Holt's estate was valued at $1,829, in cash, when probate papers were filed in Sitka, by Major M. P. Berry, on July 24, 1892. With no heirs, the value of Holt’s estate was quickly consumed, by a variety of lawyers, over the following year.

 

 
Photo taken by Sashinka & Diana Keplinger, Kodiak, Alaska

 

 
BACKGROUND RESEARCH NOTES:

1. There is quite a bit of speculation as to what year C. G. “George” Holt crossed the ChilkootPass. I have found suggested dates starting with 1872 and ending in 1878. In the winter of 1876, Lieutenant W. R. Quinan talked to Holt, at length, about crossing the Chilkoot Pass the “preceding summer” (that would suggest Holt crossed the Pass in 1875). Holt told Quinan that he planned to cross the Pass a second time in the spring of 1876, but it is unclear whether he did or not.

2. One of the men that hanged Nicolai was Alec Ryan, who later became an Alaska Commercial Company agent at Kenai. Ryan was a tyrant when it came to his dealings with the Native population. A petition, written by 23 Kenai Indians (probably with the help of their priest), was submitted to District Judge Warren Truitt in 1895. They asked Judge Truitt to remove Ryan from Kenai because he tormented them, beat them, threatened them with guns, made alcohol in his store, drank constantly and broke into their houses and drug them out in the middle of the night. They told the Judge that “neither cries of women or weeping children stopped this scoundrel”. Further evidence that Alec Ryan was out of control came from an 1895 report written by Priest Vladimir Donskoi to the Alaska Ecclesiastical Consistory in Kodiak. He said the 1895 Orthodox population of Kenai was 1,022 and yet the government did not have a single official or representative in Kenai. In addition, he said the Kodiak Justice of the Peace paid no attention to complaints about men named Ryan, Parmer [Palmer] and Krisson [Creason] who were causing disorder at the Kenai church.

3. As for the three white men that hung Nicolai, at Knik; their names were Alec Ryan, Charles Miller (Al Creason Ryan and Creason were named in a 1895 petition mentioned above).

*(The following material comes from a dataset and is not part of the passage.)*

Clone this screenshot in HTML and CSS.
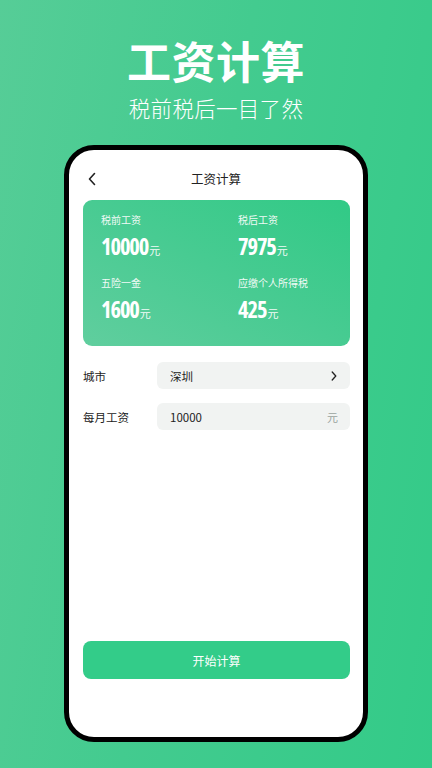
FILE: index.html
```html
<!DOCTYPE html>
<html lang="zh-CN">
<head>
<meta charset="utf-8">
<title>工资计算</title>
<link rel="stylesheet" href="styles.css">
</head>
<body>
<div class="screen">
  <div class="hero">
    <h1 class="hero-title">工资计算</h1>
    <p class="hero-sub">税前税后一目了然</p>
  </div>
  <div class="phone">
    <div class="header">
      <svg class="back" width="10" height="14" viewBox="0 0 10 14"><path d="M7.5 1.5 L2.5 7 L7.5 12.5" fill="none" stroke="#222" stroke-width="1.6" stroke-linecap="round" stroke-linejoin="round"/></svg>
      <div class="header-title">工资计算</div>
    </div>
    <div class="card">
      <div class="stat">
        <div class="stat-label">税前工资</div>
        <div class="stat-value"><span class="num">10000</span><span class="unit">元</span></div>
      </div>
      <div class="stat">
        <div class="stat-label">税后工资</div>
        <div class="stat-value"><span class="num">7975</span><span class="unit">元</span></div>
      </div>
      <div class="stat">
        <div class="stat-label">五险一金</div>
        <div class="stat-value"><span class="num">1600</span><span class="unit">元</span></div>
      </div>
      <div class="stat">
        <div class="stat-label">应缴个人所得税</div>
        <div class="stat-value"><span class="num">425</span><span class="unit">元</span></div>
      </div>
    </div>
    <div class="form">
      <div class="row">
        <div class="row-label">城市</div>
        <div class="field">
          <span class="field-text">深圳</span>
          <svg class="chev" width="8" height="12" viewBox="0 0 8 12"><path d="M2.2 2 L5.8 6 L2.2 10" fill="none" stroke="#222" stroke-width="1.3" stroke-linecap="round" stroke-linejoin="round"/></svg>
        </div>
      </div>
      <div class="row">
        <div class="row-label">每月工资</div>
        <div class="field">
          <span class="field-text">10000</span>
          <span class="field-unit">元</span>
        </div>
      </div>
    </div>
    <button class="btn">开始计算</button>
  </div>
</div>
</body>
</html>
```
FILE: styles.css
```css
* { box-sizing: border-box; margin: 0; padding: 0; }
html, body { width: 432px; height: 768px; overflow: hidden; }
body {
  font-family: "Noto Sans CJK SC", "Noto Sans", sans-serif;
  background: linear-gradient(100deg, #56cd97 0%, #43cb8f 45%, #33cb88 100%);
}
.screen { width: 432px; height: 768px; display: flex; flex-direction: column; align-items: center; }
.hero { padding-top: 36px; text-align: center; color: #fff; }
.hero-title { font-size: 44px; line-height: 48px; font-weight: 700; letter-spacing: 0.5px; }
.hero-sub { margin-top: 11px; font-size: 21.5px; line-height: 26px; font-weight: 300; letter-spacing: 0.3px; }
.phone {
  margin-top: 24px;
  width: 304px;
  height: 597px;
  border: 5px solid #000;
  border-radius: 30px;
  background: #fff;
  display: flex;
  flex-direction: column;
}
.header { position: relative; height: 50px; padding-top: 8px; display: flex; align-items: center; justify-content: center; }
.back { position: absolute; left: 18px; top: 22px; }
.header-title { font-size: 12.5px; color: #222; line-height: 42px; }
.card {
  margin: 0 13px 0 14px;
  height: 146px;
  border-radius: 9px;
  background: linear-gradient(30deg, #60ce9e 0%, #48cb92 50%, #31ca86 100%);
  padding: 13px 0 0 18px;
  display: grid;
  grid-template-columns: 137px 1fr;
  row-gap: 15px;
  align-content: start;
}
.stat { color: #fff; }
.stat-label { font-size: 10px; line-height: 14px; opacity: 0.92; }
.stat-value { margin-top: 6px; line-height: 28px; height: 28px; white-space: nowrap; }
.num { font-family: "Open Sans", "DejaVu Sans", sans-serif; font-stretch: 75%; font-weight: 700; font-size: 22.5px; letter-spacing: -1.1px; }
.unit { font-size: 11px; margin-left: 1px; opacity: 0.92; }
.form { margin: 16px 13px 0 14px; display: flex; flex-direction: column; gap: 14px; }
.row { display: flex; align-items: center; }
.row-label { width: 74px; font-size: 11.5px; color: #222; }
.field {
  flex: 1;
  height: 27px;
  border-radius: 6px;
  background: #f1f3f2;
  display: flex;
  align-items: center;
  justify-content: space-between;
  padding: 0 12px 0 13px;
  font-size: 11.5px;
  color: #222;
}
.field-unit { color: #9aa39f; font-size: 11px; }
.btn {
  margin: auto 13px 58px 14px;
  height: 38px;
  border: none;
  border-radius: 8px;
  background: #33cc89;
  color: #fff;
  font-family: "Noto Sans CJK SC", sans-serif;
  font-size: 12px;
}
```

In part the petition reads, "...five years ago, he (Alec Ryan) together with Knik storekeeper Krisson...illegally hanged an Orthodox Copper River Indian at Knik." The third man, Charles Miller, was mentioned in a certificate issued by Justice of the Peace James Wilson of Kenai, which said: “I, Justice of the Peace, appointed by the American government for the enforcement of law and order here, issue this paper to the Russian Orthodox Church to certify that Mr. A. K. Ryan and Mr. Charles Miller…acted in compliance with the rules of the American government when they hanged a Copper River savage in Knik village on April 22, 1891.”

4.
Vladimir Vasilii Stafeev was an agent for the Russian Commercial Company, a small trading post inside of the Russian fort at St. Nicholas Redoubt (Kenai), starting in 1864. A year after Alaska was purchased, in 1867, the Russian Commercial Company became the Alaska Commercial Company and Staveev continued as the trading post agent; he eventually transferred to Tyonek.